Écrit par Lepetitjournal Pékin
Publié le 7 mai 2014, mis à jour le 8 mai 2014

Les musiciens de LYS n'avaient encore jamais mis les pieds en Chine. Dans le cadre du festival Croisements, le jeune quatuor pop/rock, en plein mixage de son deuxième album, a pu pendant 12 jours, enchaîner les concerts à Shanghai puis Pékin, et vivre cette expérience de "l'ailleurs", quand chaque seconde devient l'objet de découvertes, avec un pays qui n'est jamais tel qu'imaginé depuis la France, avec deux mégalopoles ressenties différemment, et avec un public nouveau, enthousiaste et respectueux. Nicolas Veron, 28 ans (leader, chant et guitare), Manon Brehu, 20 ans (basse), Brendan Costaire, 35 ans (batterie), et Anthony Marrec, 23 ans (guitare), entre deux concerts, les yeux ouverts, nous livrent leurs premières impressions sur cette escapade musicale.

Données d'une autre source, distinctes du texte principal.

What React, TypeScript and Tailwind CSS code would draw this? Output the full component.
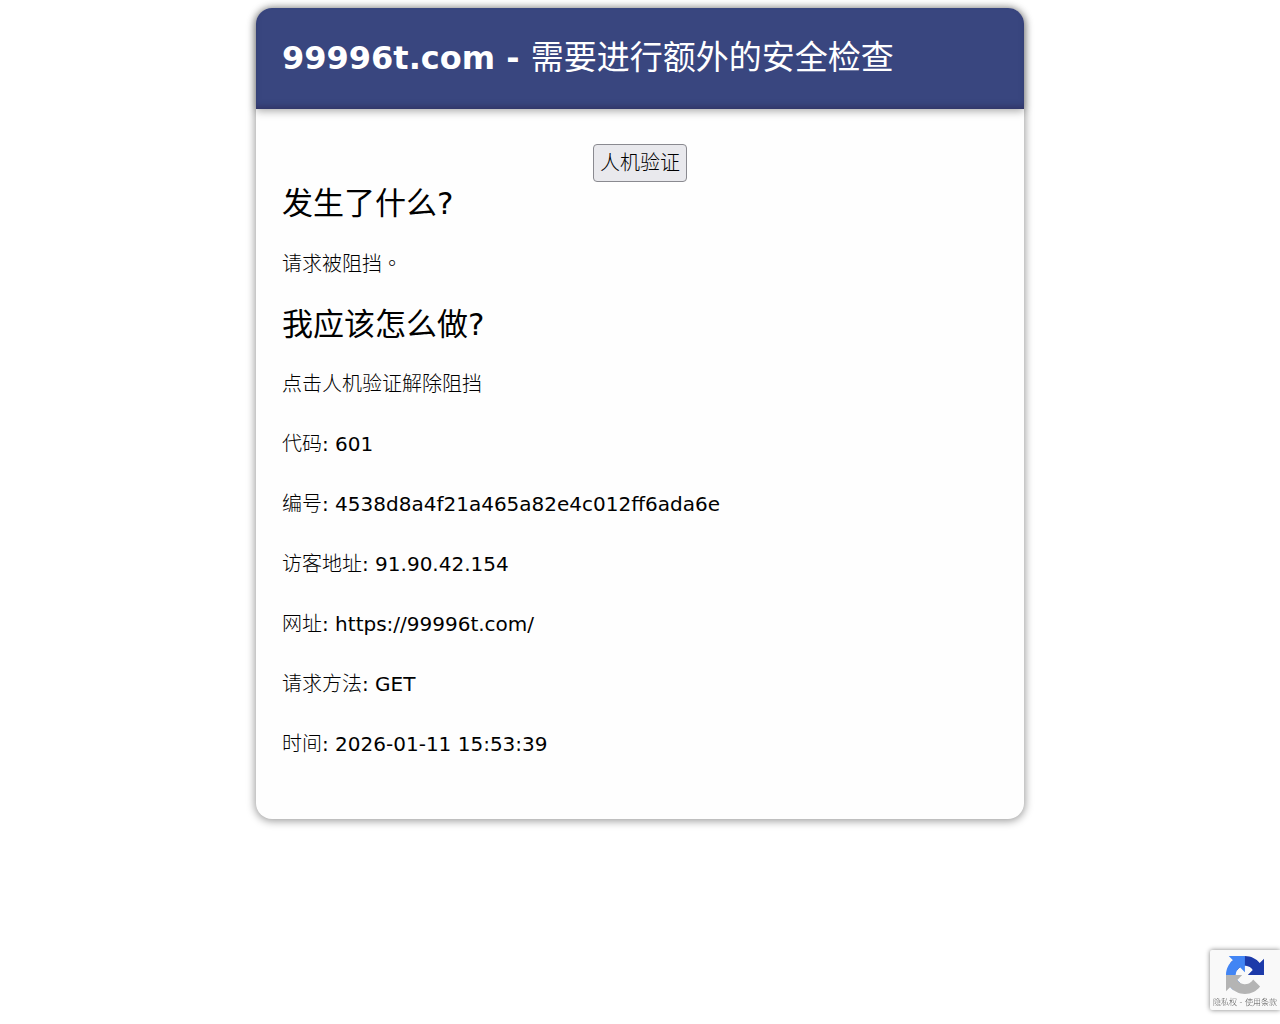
const details = [
  { label: '代码', value: '601' },
  { label: '编号', value: '4538d8a4f21a465a82e4c012ff6ada6e' },
  { label: '访客地址', value: '91.90.42.154' },
  { label: '网址', value: 'https://99996t.com/' },
  { label: '请求方法', value: 'GET' },
  { label: '时间', value: '2026-01-11 15:53:39' },
];

function RecaptchaLogo() {
  return (
    <svg viewBox="0 0 64 64" className="size-[38px]" aria-hidden="true">
      <path
        fill="#1c3aa9"
        d="M64 31.955l-.033-1.37V4.687l-7.16 7.16C50.948 4.674 42.033.093 32.05.093c-10.4 0-19.622 4.96-25.458 12.64l11.736 11.86a15.55 15.55 0 0 1 4.754-5.334c2.05-1.6 4.952-2.906 8.968-2.906.485 0 .86.057 1.135.163 4.976.393 9.288 3.14 11.828 7.124l-8.307 8.307L64 31.953"
      />
      <path
        fill="#4285f4"
        d="M31.862.094l-1.37.033H4.594l7.16 7.16C4.58 13.147 0 22.06 0 32.046c0 10.4 4.96 19.622 12.64 25.458L24.5 45.768a15.55 15.55 0 0 1-5.334-4.754c-1.6-2.05-2.906-4.952-2.906-8.968 0-.485.057-.86.163-1.135.393-4.976 3.14-9.288 7.124-11.828l8.307 8.307L31.86.095"
      />
      <path
        fill="#b4b4b4"
        d="M.001 32.045l.033 1.37v25.898l7.16-7.16c5.86 7.173 14.774 11.754 24.76 11.754 10.4 0 19.622-4.96 25.458-12.64l-11.736-11.86a15.55 15.55 0 0 1-4.754 5.334c-2.05 1.6-4.952 2.906-8.968 2.906-.485 0-.86-.057-1.135-.163-4.976-.393-9.288-3.14-11.828-7.124l8.307-8.307c-10.522.04-22.4.066-27.295-.005"
      />
    </svg>
  );
}

export default function App() {
  return (
    <div className="min-h-screen bg-white py-2 font-['DejaVu_Sans','Noto_Sans_CJK_SC',sans-serif] text-xl text-black">
      <main className="mx-auto w-3/5 rounded-2xl bg-[#fefefe] shadow-[0_1px_8px_1px_rgba(0,0,0,0.4)]">
        <header className="rounded-t-2xl bg-[#39467f] px-[26px] pt-[30px] pb-[31px] text-white shadow-[0_2px_8px_rgba(0,0,0,0.35),inset_0_-4px_6px_-2px_rgba(40,30,70,0.5)]">
          <h1 className="text-[32px] leading-10 font-bold">
            99996t.com - <span className="text-[33px] leading-8 font-normal">需要进行额外的安全检查</span>
          </h1>
        </header>
        <div className="flex flex-col px-[26px] pt-[35px] pb-[60px]">
          <button
            type="button"
            className="mb-[6px] self-center rounded-[4px] border border-[#8a8a90] bg-[#e9e9ed] px-[6px] py-[3px] leading-[30px] font-light"
          >
            人机验证
          </button>
          <div className="flex flex-col gap-[30px] leading-[30px]">
            <h2 className="text-[31px] leading-[30px] font-normal">发生了什么?</h2>
            <p className="font-light">
              请求被阻挡<span lang="zh-TW" className="font-['Noto_Sans_CJK_TC',sans-serif]">。</span>
            </p>
            <h2 className="text-[31px] leading-[30px] font-normal">我应该怎么做?</h2>
            <p className="font-light">点击人机验证解除阻挡</p>
            {details.map(({ label, value }) => (
              <p key={label}>
                <span className="font-light">{label}</span>: {value}
              </p>
            ))}
          </div>
        </div>
      </main>
      <aside className="fixed right-0 bottom-[14px] flex h-[60px] w-[70px] flex-col items-center rounded-l-[2px] bg-[#f9f9f9] pt-[6px] shadow-[0_0_5px_gray]">
        <RecaptchaLogo />
        <div className="mt-[3px] text-[8px] leading-3 font-light whitespace-nowrap text-[#555]">
          <a href="#privacy">隐私权</a> - <a href="#terms">使用条款</a>
        </div>
      </aside>
    </div>
  );
}
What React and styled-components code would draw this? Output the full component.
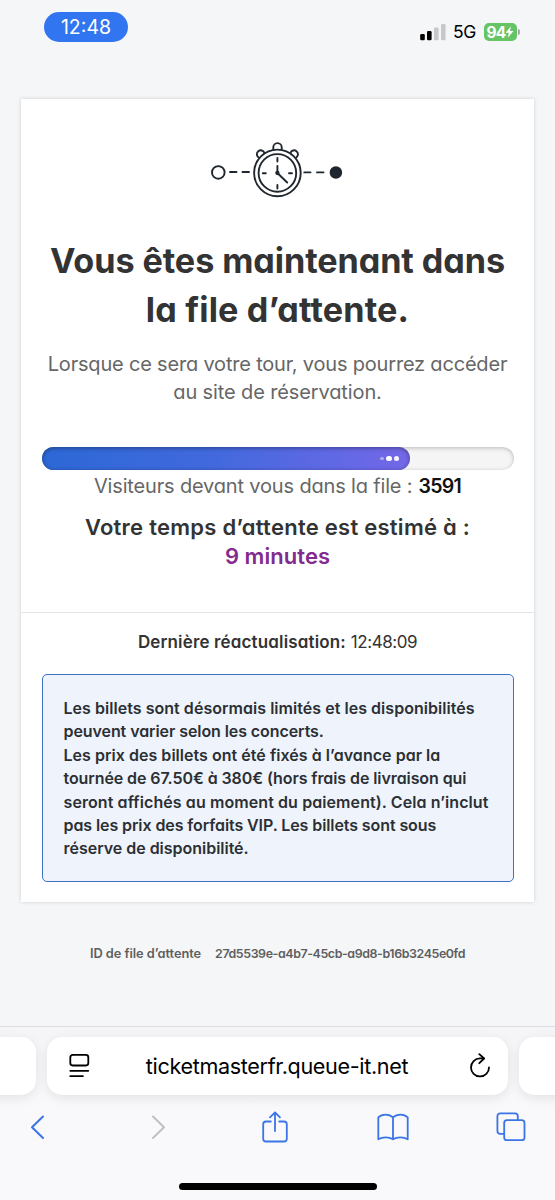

Le groupe LYS sur scène au Midi festival de Pékin le 3 mai, devant leur nouveau public. Dans l'ordre, de gauche à droite : Manon Brehu, Nicolas Veron, Brendan Costaire et Anthony Marrec (photo Gildas Lusteau)

Lepetitjournal.com/pekin : Pour tous, c'est votre première fois en Chine. Avant de venir, qu'est-ce que vous vous imaginiez trouver ici ?

Nicolas Veron : C'était un peu l'inconnu pour moi, en fait. Je suis arrivé très neutre.

Brendan Costaire : Moi, c'était un peu pareil. Peut-être, je m'imaginais beaucoup, beaucoup plus de monde que ce que j'ai vu. J'avais en tête un endroit où ça bouillonne 24h sur 24. Des gens partout, au boulot, au taquet. Alors que, des fois on s'est couché un peu plus tard, et il y a des endroits déserts. Ça dort quand même.

Manon Brehu : Je ne m'étais pas trop renseignée non plus. Je suis parti comme ça, à l'aventure. Mais je pensais que ça allait être plus stricte. Après je ne suis pas Chinoise, donc je ne peux pas vraiment me rendre compte. De toute façon, nos textes ne sont pas politiques. Ca parle beaucoup d'émotions, en général. Je m'attendais à voir aussi tout le monde porter des masques, à cause de la pollution.

Nicolas : On s'attendait aussi à avoir tous la diarrhée, et finalement non. Ah si ! Brendan. [rires]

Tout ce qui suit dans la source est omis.